_EXERCISE GOAL_. Reproduce the listing below exactly, minus its pictures.

_SOURCE DATA_.
◆ ◆ ◆ ◆

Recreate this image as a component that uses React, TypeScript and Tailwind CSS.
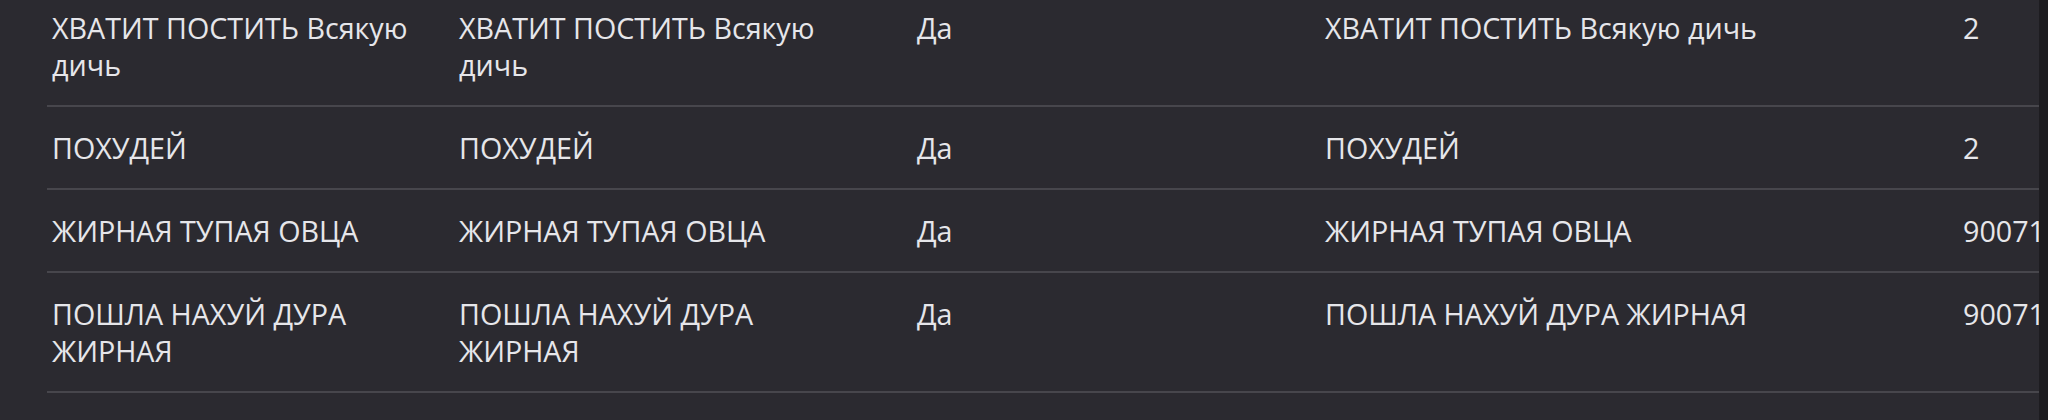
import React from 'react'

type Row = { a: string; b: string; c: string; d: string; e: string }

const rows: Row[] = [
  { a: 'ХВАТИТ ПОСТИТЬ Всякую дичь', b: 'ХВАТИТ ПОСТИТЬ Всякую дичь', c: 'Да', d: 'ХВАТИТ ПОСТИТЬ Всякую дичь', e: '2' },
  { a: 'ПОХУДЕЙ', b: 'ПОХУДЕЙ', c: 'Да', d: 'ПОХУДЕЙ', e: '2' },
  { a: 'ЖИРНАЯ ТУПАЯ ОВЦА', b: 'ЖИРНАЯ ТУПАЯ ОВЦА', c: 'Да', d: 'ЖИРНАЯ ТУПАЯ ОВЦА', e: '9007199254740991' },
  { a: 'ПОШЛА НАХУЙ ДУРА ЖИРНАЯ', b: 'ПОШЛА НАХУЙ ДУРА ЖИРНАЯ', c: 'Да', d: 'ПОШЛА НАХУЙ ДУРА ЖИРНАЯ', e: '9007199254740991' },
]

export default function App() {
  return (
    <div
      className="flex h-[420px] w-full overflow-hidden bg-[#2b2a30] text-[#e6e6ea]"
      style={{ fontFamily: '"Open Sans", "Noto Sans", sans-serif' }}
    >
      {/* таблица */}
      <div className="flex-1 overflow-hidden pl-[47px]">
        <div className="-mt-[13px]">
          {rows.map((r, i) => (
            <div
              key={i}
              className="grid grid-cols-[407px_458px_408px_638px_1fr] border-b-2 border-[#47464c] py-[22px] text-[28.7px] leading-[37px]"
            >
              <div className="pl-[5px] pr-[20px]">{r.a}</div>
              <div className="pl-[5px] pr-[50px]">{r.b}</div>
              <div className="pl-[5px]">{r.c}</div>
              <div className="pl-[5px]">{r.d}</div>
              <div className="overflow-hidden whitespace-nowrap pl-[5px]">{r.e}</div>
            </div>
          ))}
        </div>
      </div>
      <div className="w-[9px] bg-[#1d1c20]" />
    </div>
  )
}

◆ ◆ ◆ ◆

_RESPONSE_.
Recreate this image as a component that uses React, TypeScript and Tailwind CSS.
import React from 'react'

type Row = { a: string; b: string; c: string; d: string; e: string }

const rows: Row[] = [
  { a: 'ХВАТИТ ПОСТИТЬ Всякую дичь', b: 'ХВАТИТ ПОСТИТЬ Всякую дичь', c: 'Да', d: 'ХВАТИТ ПОСТИТЬ Всякую дичь', e: '2' },
  { a: 'ПОХУДЕЙ', b: 'ПОХУДЕЙ', c: 'Да', d: 'ПОХУДЕЙ', e: '2' },
  { a: 'ЖИРНАЯ ТУПАЯ ОВЦА', b: 'ЖИРНАЯ ТУПАЯ ОВЦА', c: 'Да', d: 'ЖИРНАЯ ТУПАЯ ОВЦА', e: '9007199254740991' },
  { a: 'ПОШЛА НАХУЙ ДУРА ЖИРНАЯ', b: 'ПОШЛА НАХУЙ ДУРА ЖИРНАЯ', c: 'Да', d: 'ПОШЛА НАХУЙ ДУРА ЖИРНАЯ', e: '9007199254740991' },
]

export default function App() {
  return (
    <div
      className="flex h-[420px] w-full overflow-hidden bg-[#2b2a30] text-[#e6e6ea]"
      style={{ fontFamily: '"Open Sans", "Noto Sans", sans-serif' }}
    >
      {/* таблица */}
      <div className="flex-1 overflow-hidden pl-[47px]">
        <div className="-mt-[13px]">
          {rows.map((r, i) => (
            <div
              key={i}
              className="grid grid-cols-[407px_458px_408px_638px_1fr] border-b-2 border-[#47464c] py-[22px] text-[28.7px] leading-[37px]"
            >
              <div className="pl-[5px] pr-[20px]">{r.a}</div>
              <div className="pl-[5px] pr-[50px]">{r.b}</div>
              <div className="pl-[5px]">{r.c}</div>
              <div className="pl-[5px]">{r.d}</div>
              <div className="overflow-hidden whitespace-nowrap pl-[5px]">{r.e}</div>
            </div>
          ))}
        </div>
      </div>
      <div className="w-[9px] bg-[#1d1c20]" />
    </div>
  )
}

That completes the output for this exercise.